WASHINGTON, 2 November 2007 — This is not a good week for the State Department.
Their star players are jumping ship and their diplomats are refusing to go to Iraq.
Karen Hughes, longtime adviser to President Bush, announced her resignation as undersecretary of state Wednesday, after two years of trying to overhaul the US approach to public diplomacy. She is best known for her attempt to sway the hearts and minds of the Muslim world, of which officials say, she had little success.
Hughes, 50, is one of the last of Bush’s Texas inner circle to leave the administration. She was a key White House aide early in Bush’s presidency.

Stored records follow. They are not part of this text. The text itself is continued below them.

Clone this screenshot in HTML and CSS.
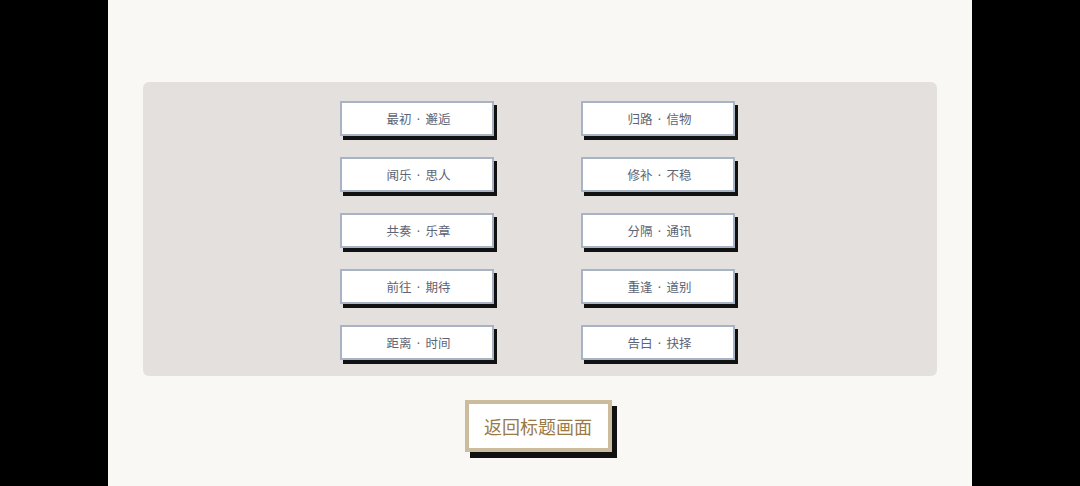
FILE: index.html
```html
<!DOCTYPE html>
<html lang="zh">
<head>
<meta charset="utf-8">
<link rel="stylesheet" href="styles.css">
</head>
<body>
<div class="stage">
  <div class="panel">
    <div class="grid">
      <button class="chap">最初 · 邂逅</button>
      <button class="chap">归路 · 信物</button>
      <button class="chap">闻乐 · 思人</button>
      <button class="chap">修补 · 不稳</button>
      <button class="chap">共奏 · 乐章</button>
      <button class="chap">分隔 · 通讯</button>
      <button class="chap">前往 · 期待</button>
      <button class="chap">重逢 · 道别</button>
      <button class="chap">距离 · 时间</button>
      <button class="chap">告白 · 抉择</button>
    </div>
  </div>
  <div class="footer">
    <button class="back">返回标题画面</button>
  </div>
</div>
</body>
</html>
```

FILE: styles.css
```css
html, body {
  margin: 0;
  padding: 0;
  background: #000;
  height: 486px;
  overflow: hidden;
  font-family: "Noto Sans", "Noto Sans CJK SC", sans-serif;
}
.stage {
  width: 864px;
  height: 486px;
  margin: 0 auto;
  background: #faf8f4;
  padding-top: 82px;
  box-sizing: border-box;
}
.panel {
  margin: 0 35px;
  height: 294px;
  box-sizing: border-box;
  background: #e4e0dd;
  border-radius: 6px;
  padding-top: 19px;
}
.grid {
  display: grid;
  grid-template-columns: 154px 154px;
  grid-auto-rows: 35px;
  column-gap: 87px;
  row-gap: 21px;
  justify-content: center;
  padding-right: 6px;
}
.chap {
  margin: 0;
  padding: 2px 0 0 4px;
  background: #fff;
  border: 2px solid #a8b4c6;
  box-shadow: 3px 4px 0 #111;
  color: #5d6475;
  font-family: inherit;
  font-size: 12.5px;
  word-spacing: 2px;
  line-height: 29px;
  text-align: center;
}
.footer {
  display: flex;
  justify-content: center;
  padding-top: 24px;
}
.back {
  margin: 0 0 0 -4px;
  padding: 0;
  width: 147px;
  height: 52px;
  box-sizing: border-box;
  background: #fff;
  border: 4px solid #cbbc9e;
  box-shadow: 5px 6px 0 #111;
  color: #9a7a46;
  font-family: "Noto Sans CJK SC", sans-serif;
  font-size: 18px;
  text-align: center;
}
```
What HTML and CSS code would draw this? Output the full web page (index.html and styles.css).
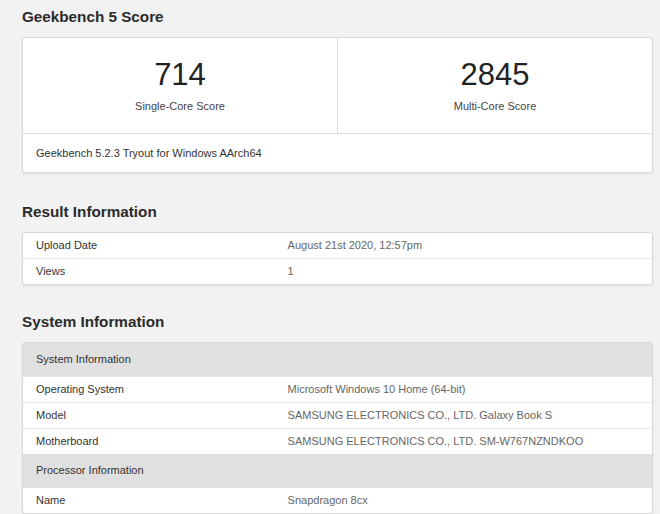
FILE: index.html
```html
<!DOCTYPE html>
<html dir="ltr" lang="en">
<head>
  <meta charset="UTF-8">
  <title>Geekbench 5 Result</title>
  <link rel="stylesheet" href="styles.css">
</head>
<body>
  <div class="page">
    <h2>Geekbench 5 Score</h2>

    <div class="card">
      <div class="scores">
        <div class="score">
          <div class="score-value">714</div>
          <div class="score-name">Single-Core Score</div>
        </div>
        <div class="score">
          <div class="score-value">2845</div>
          <div class="score-name">Multi-Core Score</div>
        </div>
      </div>
      <div class="card-footer">Geekbench 5.2.3 Tryout for Windows AArch64</div>
    </div>

    <h2>Result Information</h2>

    <table class="card info">
      <tr><td class="name">Upload Date</td><td class="value">August 21st 2020, 12:57pm</td></tr>
      <tr><td class="name">Views</td><td class="value">1</td></tr>
    </table>

    <h2>System Information</h2>

    <table class="card info">
      <tr class="head"><th colspan="2">System Information</th></tr>
      <tr><td class="name">Operating System</td><td class="value">Microsoft Windows 10 Home (64-bit)</td></tr>
      <tr><td class="name">Model</td><td class="value">SAMSUNG ELECTRONICS CO., LTD. Galaxy Book S</td></tr>
      <tr><td class="name">Motherboard</td><td class="value">SAMSUNG ELECTRONICS CO., LTD. SM-W767NZNDKOO</td></tr>
      <tr class="head"><th colspan="2">Processor Information</th></tr>
      <tr><td class="name">Name</td><td class="value">Snapdragon 8cx</td></tr>
    </table>
  </div>
</body>
</html>
```

FILE: styles.css
```css
body {margin: 0; background: #f2f2f2; color: #333; font: 11px/15px "Liberation Sans", Arial, sans-serif;}
.page {width: 631px; margin-left: 22px; padding-top: 7px;}
h2 {margin: 0 0 10px; font-size: 15.25px; line-height: 20px; font-weight: bold; color: #2b2b2b;}
h2 + .card {margin-bottom: 29px;}
h2 + .info {margin-bottom: 27px;}
.card {background: #fff; border: 1px solid #d8d8d8; border-radius: 3px; box-shadow: 0 1px 2px rgba(0, 0, 0, .08);}

.scores {display: flex;}
.score {flex: 1; padding: 21px 0 20px; text-align: center;}
.score + .score {border-left: 1px solid #dcdcdc;}
.score-value {font-size: 31px; line-height: 31px; color: #222;}
.score-name {margin-top: 9px; line-height: 14px; color: #444;}
.card-footer {padding: 12px 13px; line-height: 14px; border-top: 1px solid #dcdcdc; color: #333;}

table.info {width: 100%; border-collapse: separate; border-spacing: 0; overflow: hidden;}
.info td, .info th {padding: 5px 13px; text-align: left; font-weight: normal; border-top: 1px solid #e6e6e6;}
.info tr:first-child td, .info tr:first-child th {border-top: 0;}
.info .name {width: 40%; color: #333;}
.info .value {color: #666;}
.info .head th {padding: 9px 13px; background: #e0e0e0; color: #333; border-top: 0;}
```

She returned in mid-2005, she has worked to sell the idea that the US could “win the hearts and minds” of the Muslim world.
Hughes told reporters Wednesday that was leaving to return to Texas, to rejoin her family, but said she would remain a consultant to the State Department.
Public opinion polls show that the image of the United States has declined dramatically in the Muslim world, and elsewhere overseas. These numbers did not improve during Hughes’ time at State Department, and in many cases, have worsened.
A recent global survey by the Pew Research Center concluded that the American image “remains abysmal in most Muslims countries in the Middle East and Asia.”
Many say Hughes started off on the wrong foot. The Arab and Western media ridiculed her for statements she made during her maiden voyage to the Middle East in September 2005, which some experts said lacked a depth. In recollecting her maiden trip, The Washington Post yesterday quoted Arab News, which wrote in 2005: “[Hughes] was painfully clueless.”
Hughes told reporters Wednesday that she felt she had accomplished what she had set out to do. She said she had increased financing for public diplomacy, to $845 million in fiscal 2008 from $616 million in fiscal 2004, and that she had reversed a decline in the number of visas given to foreigners to study in the US.
Diplomats Oppose Forced Iraq Postings
Also on Wednesday, State Department diplomats criticized new rules that will force some to work in Iraq against their will or risk dismissal.
In a contentious hour-long meeting, they peppered officials with often hostile comments about the move announced last week that will require some diplomats — under threat of dismissal — to serve at the embassy in Baghdad and in reconstruction teams in outlying provinces.
Many expressed serious concern about the ethics of sending diplomats against their will to work in a war zone — where the embassy staff is largely confined to Baghdad’s protected Green Zone — as the department reviews use of private security guards to protect its staff.